If the Pittsburgh Penguins are going to have a chance to do anything in the Stanley Cup Playoffs (assuming, of course, they still make them) their starting goalie is going to have to play a major role in that.
Perhaps even the biggest role of anybody else on the roster. That is usually true for most teams come playoff time, but it might be especially true for this group.
Given the way things have gone the past two postseasons, and especially in the second half of the season, that might not be the most encouraging development.
But we saw on Thursday night a version of Tristan Jarry that might offer some faint hope that maybe, just maybe, he can get back to the level of play we have seen at times over the past two regular seasons. You can downplay his 28-save shutout in a 2-0 win over the Nashville Predators by accurately pointing out that Predators roster was closer to an American Hockey League lineup than an NHL lineup given their recent trades and injury issues.
That would be fair.
But that same Nashville team just went into Boston the other night and beat the Presidents’ Trophy winning Bruins and has held its own since the trade deadline, at least finding a way to hang around in the Western Conference playoff race.
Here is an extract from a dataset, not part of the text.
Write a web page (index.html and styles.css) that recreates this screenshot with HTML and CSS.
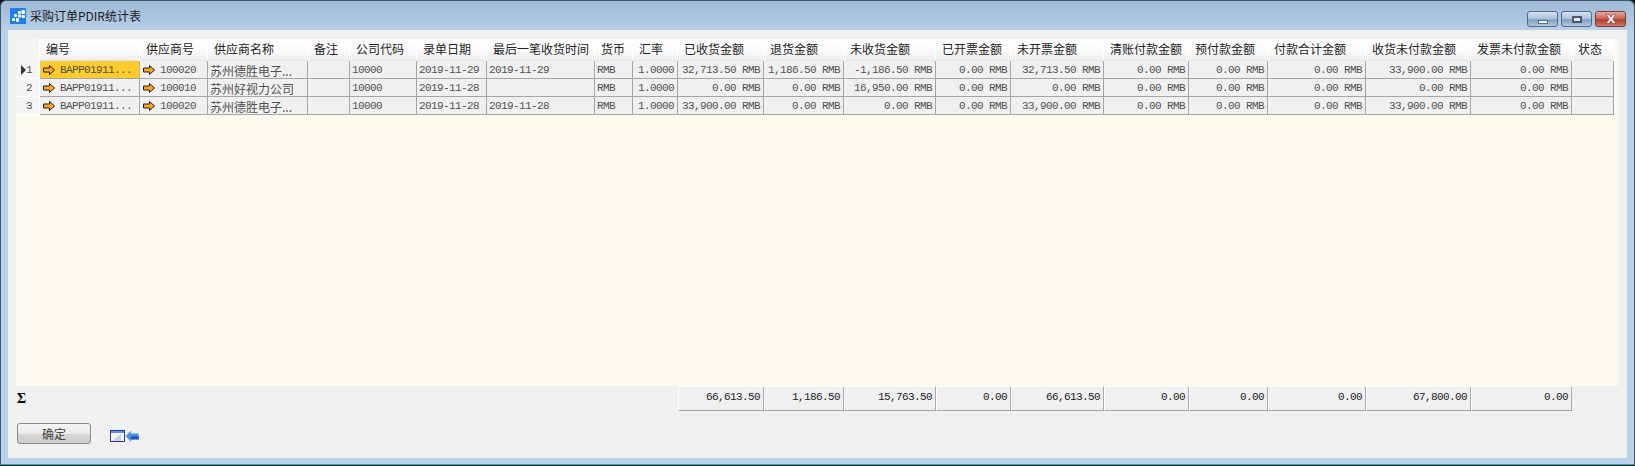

You could also downplay it by arguing that the Penguins again carried the play at 5-on-5 and held a massive advantage in shots on goal, shot attempts, scoring chances, high-danger scoring chances, expected goals and pretty much every objective measure of possession.
They did what they were supposed to do and dominated a shorthanded, undermanned roster. Even with that Jarry still had to make some big saves on a couple of breakaway and odd-man rushes, especially when the game was still scoreless.
He did what he needed to do to keep his team in it while the other goalie at the opposite end of the ice, Jusse Saros, was putting on a show in the Nashville net.
It is the type of game that not only makes you think he might be able to help the Penguins pull off a stunning upset, but that he is also their only logical option for a starting goalie next season.
We just have not seen it consistently enough lately for one reason or another.
Jarry has been injured multiple times over the past calendar year, and he has gone through some major struggles and been pulled more times than is acceptable over the past month as he continues to try and work his way back. Are those struggles the result of him not being 100 percent healthy? Entirely possible. Are they the result of him being what he is: A mid-level goalie that will go through hot streaks and cold streaks and not really be consistently great? Also possible. Is it a combination of both factors? Absolutely possible. Also quite likely.
But I think this fact still remains: Tristan Jarry IS the Penguins’ best chance in net, and his health and ability to play at even a reasonably high level will make-or-break whether or not this particular team with this particular roster A) makes the playoffs, and B) is able to be even remotely competitive against Boston or Carolina (though, I suddenly do not hate their chances against Carolina).
His backup, Casey DeSmith, has played well in short stretches and received a big push to get more playing time given his recent improved play and the recent struggles of Jarry. But this is not a serious option in my view. DeSmith is a backup for a reason, and we have seen that play out repeatedly over the past two years where the more he plays, the worse he plays. Tuesday’s game against Detroit was the latest bucket of cold water to be thrown in that direction.
Jarry remains a complete wild card for this season, and I still do not know if the Penguins’ starting goalie for next season is in the organization. The goalie depth needed addressed after the 2021-22 season, and they might need to address even more with it this offseason. But you can not go back in time to fix that mistake and there is nothing you can do about next season when this season is still taking place. That leaves you with your two current options.
Jarry remains the best of those two and hopefully a game like Thursday is what he needed to get his season back on track. When he has been healthy, he has been very good. If he can recapture that level of play from the first half of the season the Penguins might at least have something of a fighting chance.